Exercise goal — Pick out all lines in the listing holding the string "Tailwind" and copy them.

[BEGIN Rows]

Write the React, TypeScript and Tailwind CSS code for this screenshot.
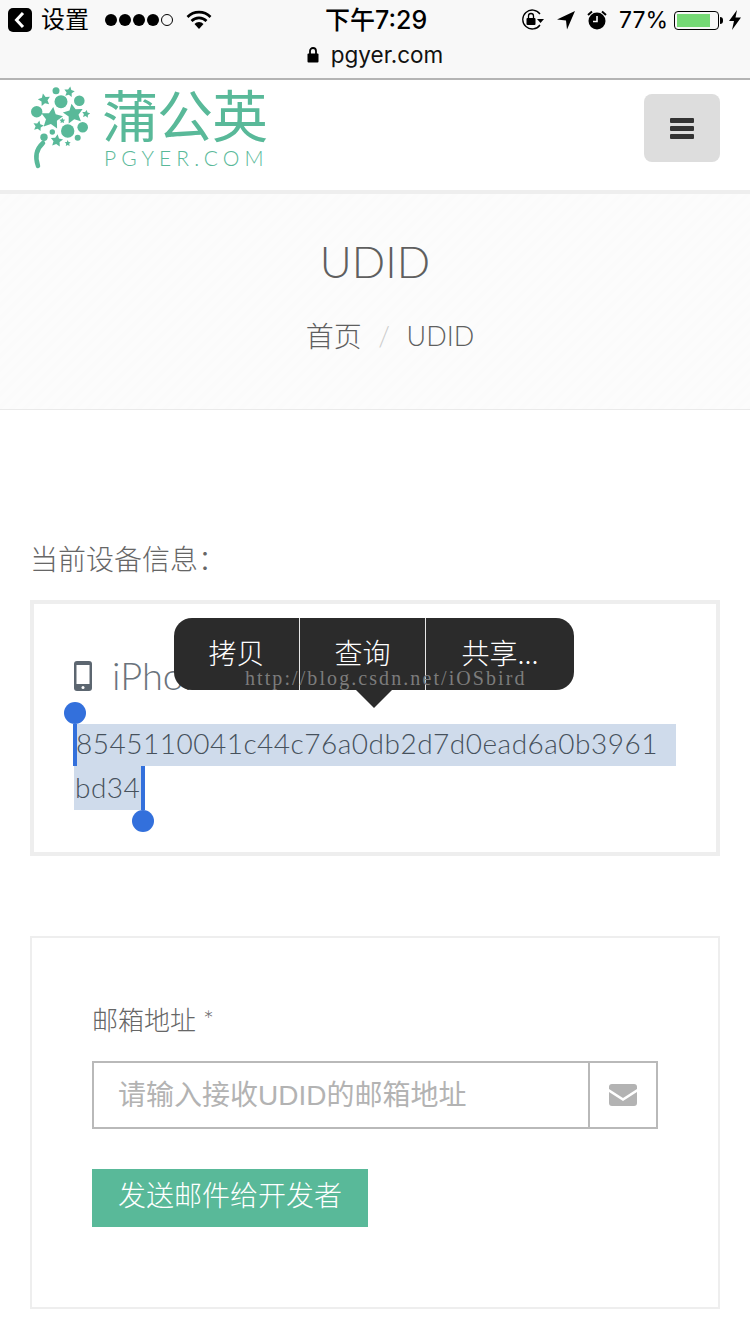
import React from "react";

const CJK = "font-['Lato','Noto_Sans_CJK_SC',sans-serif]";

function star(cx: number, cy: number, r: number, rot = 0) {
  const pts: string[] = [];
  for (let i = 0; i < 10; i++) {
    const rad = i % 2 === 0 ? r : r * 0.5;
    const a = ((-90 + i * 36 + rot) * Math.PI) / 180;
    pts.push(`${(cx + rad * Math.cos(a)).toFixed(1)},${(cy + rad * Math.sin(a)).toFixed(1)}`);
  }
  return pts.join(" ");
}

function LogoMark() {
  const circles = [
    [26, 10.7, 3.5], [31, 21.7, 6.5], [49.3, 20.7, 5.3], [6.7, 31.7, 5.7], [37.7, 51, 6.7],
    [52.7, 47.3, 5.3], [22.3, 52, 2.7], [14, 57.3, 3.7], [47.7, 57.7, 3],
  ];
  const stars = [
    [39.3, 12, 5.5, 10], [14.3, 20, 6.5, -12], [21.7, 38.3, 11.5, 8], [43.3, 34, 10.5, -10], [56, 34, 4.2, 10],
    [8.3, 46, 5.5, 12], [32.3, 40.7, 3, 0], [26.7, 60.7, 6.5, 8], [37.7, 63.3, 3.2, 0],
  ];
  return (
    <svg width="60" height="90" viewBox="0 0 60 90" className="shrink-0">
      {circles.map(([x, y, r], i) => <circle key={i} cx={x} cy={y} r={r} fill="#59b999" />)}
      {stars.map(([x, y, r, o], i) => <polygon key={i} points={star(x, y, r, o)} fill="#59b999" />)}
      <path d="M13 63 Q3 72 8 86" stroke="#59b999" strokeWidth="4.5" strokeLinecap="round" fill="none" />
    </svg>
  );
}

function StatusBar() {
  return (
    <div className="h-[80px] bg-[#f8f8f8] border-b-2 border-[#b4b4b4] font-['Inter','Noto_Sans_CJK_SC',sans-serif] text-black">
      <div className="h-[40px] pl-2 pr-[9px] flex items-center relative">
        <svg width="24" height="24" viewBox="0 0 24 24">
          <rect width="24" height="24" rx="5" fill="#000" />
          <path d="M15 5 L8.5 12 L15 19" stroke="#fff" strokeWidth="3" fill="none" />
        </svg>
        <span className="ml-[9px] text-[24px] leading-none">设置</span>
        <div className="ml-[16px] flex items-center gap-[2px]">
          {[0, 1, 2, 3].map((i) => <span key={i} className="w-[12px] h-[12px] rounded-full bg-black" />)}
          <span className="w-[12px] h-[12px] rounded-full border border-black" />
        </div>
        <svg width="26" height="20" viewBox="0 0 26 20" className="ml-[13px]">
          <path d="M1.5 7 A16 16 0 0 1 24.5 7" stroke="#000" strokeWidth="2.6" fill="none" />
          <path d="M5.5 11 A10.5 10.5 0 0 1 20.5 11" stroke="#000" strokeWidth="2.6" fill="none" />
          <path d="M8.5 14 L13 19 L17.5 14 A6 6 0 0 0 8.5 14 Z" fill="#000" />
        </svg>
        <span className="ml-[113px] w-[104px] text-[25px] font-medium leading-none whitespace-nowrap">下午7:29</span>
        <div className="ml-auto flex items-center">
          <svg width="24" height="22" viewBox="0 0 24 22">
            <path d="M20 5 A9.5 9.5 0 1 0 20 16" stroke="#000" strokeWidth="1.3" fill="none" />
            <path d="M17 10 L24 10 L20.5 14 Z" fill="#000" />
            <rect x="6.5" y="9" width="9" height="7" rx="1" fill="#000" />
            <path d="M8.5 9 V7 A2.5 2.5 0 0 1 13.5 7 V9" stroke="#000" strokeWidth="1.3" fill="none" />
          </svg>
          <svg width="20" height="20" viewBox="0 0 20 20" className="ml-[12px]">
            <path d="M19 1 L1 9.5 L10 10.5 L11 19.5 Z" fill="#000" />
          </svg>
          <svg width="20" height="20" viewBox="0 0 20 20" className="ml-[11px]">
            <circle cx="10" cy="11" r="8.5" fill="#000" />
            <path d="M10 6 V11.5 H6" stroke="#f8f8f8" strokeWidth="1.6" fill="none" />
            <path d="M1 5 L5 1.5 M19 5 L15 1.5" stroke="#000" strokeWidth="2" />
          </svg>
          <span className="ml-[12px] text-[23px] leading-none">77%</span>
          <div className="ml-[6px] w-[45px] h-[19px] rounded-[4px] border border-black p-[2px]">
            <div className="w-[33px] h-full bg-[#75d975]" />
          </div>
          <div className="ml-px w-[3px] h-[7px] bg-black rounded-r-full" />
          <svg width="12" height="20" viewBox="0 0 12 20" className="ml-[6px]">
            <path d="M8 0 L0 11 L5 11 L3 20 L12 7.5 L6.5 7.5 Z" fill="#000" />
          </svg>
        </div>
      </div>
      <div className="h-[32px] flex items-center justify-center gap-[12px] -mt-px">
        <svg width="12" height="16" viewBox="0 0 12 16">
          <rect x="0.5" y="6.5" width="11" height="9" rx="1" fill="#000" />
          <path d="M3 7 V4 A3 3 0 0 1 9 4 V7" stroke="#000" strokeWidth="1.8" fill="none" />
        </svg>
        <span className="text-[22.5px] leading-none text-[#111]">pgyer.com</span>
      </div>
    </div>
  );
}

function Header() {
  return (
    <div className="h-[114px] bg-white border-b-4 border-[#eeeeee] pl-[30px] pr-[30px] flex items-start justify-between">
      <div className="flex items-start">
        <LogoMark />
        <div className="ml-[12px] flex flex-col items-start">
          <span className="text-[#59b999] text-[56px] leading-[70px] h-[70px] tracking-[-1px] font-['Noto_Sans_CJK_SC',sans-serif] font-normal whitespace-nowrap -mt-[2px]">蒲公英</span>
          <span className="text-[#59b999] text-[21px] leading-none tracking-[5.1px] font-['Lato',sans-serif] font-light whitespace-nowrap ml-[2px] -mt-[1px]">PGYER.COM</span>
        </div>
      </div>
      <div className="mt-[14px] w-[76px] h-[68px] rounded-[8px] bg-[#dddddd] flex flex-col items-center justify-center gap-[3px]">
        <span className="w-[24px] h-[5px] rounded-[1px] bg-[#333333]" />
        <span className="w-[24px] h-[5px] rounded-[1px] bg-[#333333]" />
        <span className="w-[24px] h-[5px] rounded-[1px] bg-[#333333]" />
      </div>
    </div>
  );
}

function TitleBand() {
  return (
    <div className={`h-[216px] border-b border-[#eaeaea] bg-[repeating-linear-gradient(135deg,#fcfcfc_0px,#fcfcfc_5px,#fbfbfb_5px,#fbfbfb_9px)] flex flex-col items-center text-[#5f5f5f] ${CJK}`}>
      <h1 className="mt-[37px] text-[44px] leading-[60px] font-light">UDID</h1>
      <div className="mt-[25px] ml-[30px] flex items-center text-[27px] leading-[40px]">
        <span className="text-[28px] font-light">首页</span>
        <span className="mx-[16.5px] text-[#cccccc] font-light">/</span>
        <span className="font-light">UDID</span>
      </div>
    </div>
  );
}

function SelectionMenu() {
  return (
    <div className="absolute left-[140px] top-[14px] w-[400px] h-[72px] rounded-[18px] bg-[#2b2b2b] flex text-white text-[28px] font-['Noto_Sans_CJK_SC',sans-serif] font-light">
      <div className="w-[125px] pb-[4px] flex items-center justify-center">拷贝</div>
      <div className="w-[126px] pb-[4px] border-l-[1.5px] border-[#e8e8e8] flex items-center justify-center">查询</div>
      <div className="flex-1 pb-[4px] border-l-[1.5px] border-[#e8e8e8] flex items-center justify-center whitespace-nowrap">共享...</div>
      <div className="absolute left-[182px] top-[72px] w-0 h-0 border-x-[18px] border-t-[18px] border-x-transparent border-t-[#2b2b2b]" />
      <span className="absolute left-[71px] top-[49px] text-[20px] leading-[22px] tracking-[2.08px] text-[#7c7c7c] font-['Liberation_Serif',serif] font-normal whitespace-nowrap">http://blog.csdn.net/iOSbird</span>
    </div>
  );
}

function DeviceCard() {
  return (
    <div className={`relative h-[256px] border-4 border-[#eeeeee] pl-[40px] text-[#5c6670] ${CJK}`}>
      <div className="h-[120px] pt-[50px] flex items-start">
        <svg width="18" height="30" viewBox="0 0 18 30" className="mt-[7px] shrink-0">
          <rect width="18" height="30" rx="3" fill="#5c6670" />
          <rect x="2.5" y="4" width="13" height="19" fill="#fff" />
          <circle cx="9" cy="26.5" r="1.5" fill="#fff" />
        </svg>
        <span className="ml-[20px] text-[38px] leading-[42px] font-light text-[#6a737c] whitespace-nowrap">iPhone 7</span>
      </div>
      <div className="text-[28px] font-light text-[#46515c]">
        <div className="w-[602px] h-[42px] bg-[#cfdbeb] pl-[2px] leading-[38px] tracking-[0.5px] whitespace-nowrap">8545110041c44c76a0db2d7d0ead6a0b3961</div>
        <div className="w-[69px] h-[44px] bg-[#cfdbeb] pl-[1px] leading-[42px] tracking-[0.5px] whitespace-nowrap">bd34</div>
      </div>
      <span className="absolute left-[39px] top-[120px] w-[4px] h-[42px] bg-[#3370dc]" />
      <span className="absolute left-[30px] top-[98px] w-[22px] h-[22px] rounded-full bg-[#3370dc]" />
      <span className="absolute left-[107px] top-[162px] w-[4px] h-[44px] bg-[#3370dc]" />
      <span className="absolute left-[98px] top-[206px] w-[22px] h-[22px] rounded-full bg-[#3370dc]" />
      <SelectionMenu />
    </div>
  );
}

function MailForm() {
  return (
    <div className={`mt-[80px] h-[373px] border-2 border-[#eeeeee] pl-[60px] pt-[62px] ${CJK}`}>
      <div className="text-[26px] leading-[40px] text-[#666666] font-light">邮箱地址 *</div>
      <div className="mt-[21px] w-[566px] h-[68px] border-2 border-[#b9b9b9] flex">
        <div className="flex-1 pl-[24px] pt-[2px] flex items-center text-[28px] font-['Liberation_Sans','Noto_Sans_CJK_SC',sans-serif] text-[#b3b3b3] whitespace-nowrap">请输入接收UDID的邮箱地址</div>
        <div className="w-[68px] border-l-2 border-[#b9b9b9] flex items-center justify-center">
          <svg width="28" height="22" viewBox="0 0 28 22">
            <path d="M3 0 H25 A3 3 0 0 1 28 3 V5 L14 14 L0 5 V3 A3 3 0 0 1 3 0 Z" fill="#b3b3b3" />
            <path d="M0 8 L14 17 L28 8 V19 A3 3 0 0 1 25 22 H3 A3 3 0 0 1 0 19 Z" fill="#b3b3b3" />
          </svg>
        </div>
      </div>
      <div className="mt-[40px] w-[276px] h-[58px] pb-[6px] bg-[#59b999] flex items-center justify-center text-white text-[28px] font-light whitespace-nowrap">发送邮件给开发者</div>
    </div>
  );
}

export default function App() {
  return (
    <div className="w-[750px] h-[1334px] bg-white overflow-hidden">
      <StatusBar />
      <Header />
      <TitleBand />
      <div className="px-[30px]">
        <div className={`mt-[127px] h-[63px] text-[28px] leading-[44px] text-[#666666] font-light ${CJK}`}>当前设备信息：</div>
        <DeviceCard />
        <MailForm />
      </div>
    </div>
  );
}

[END Rows]
[BEGIN Rows]

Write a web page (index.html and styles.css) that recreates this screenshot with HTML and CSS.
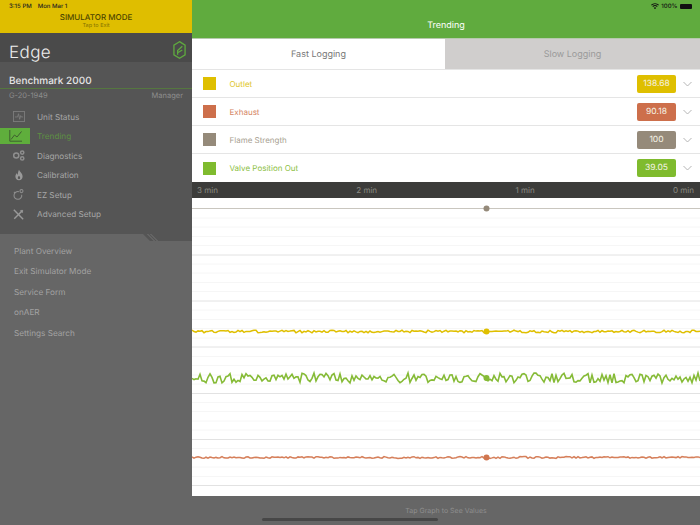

[END Rows]
[BEGIN Rows]

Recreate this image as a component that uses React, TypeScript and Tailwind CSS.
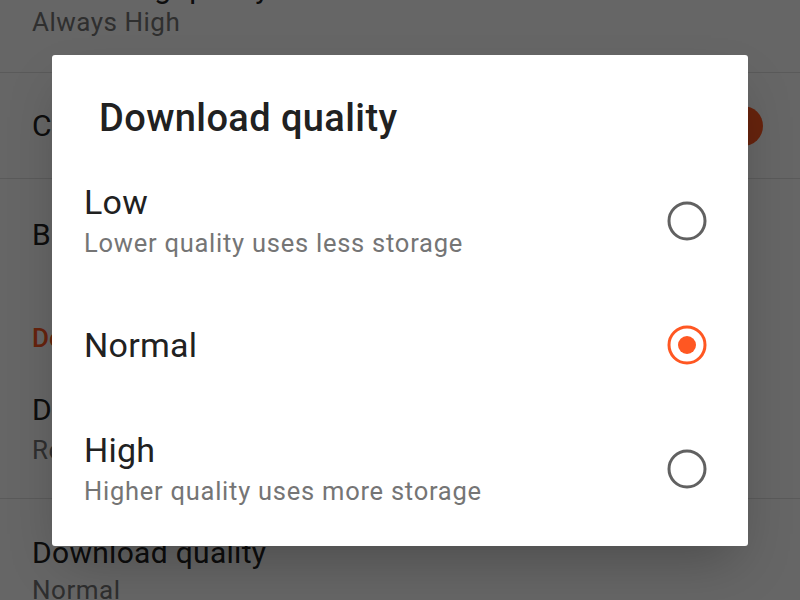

[END Rows]

Reply to the task —
Write the React, TypeScript and Tailwind CSS code for this screenshot.
Recreate this image as a component that uses React, TypeScript and Tailwind CSS.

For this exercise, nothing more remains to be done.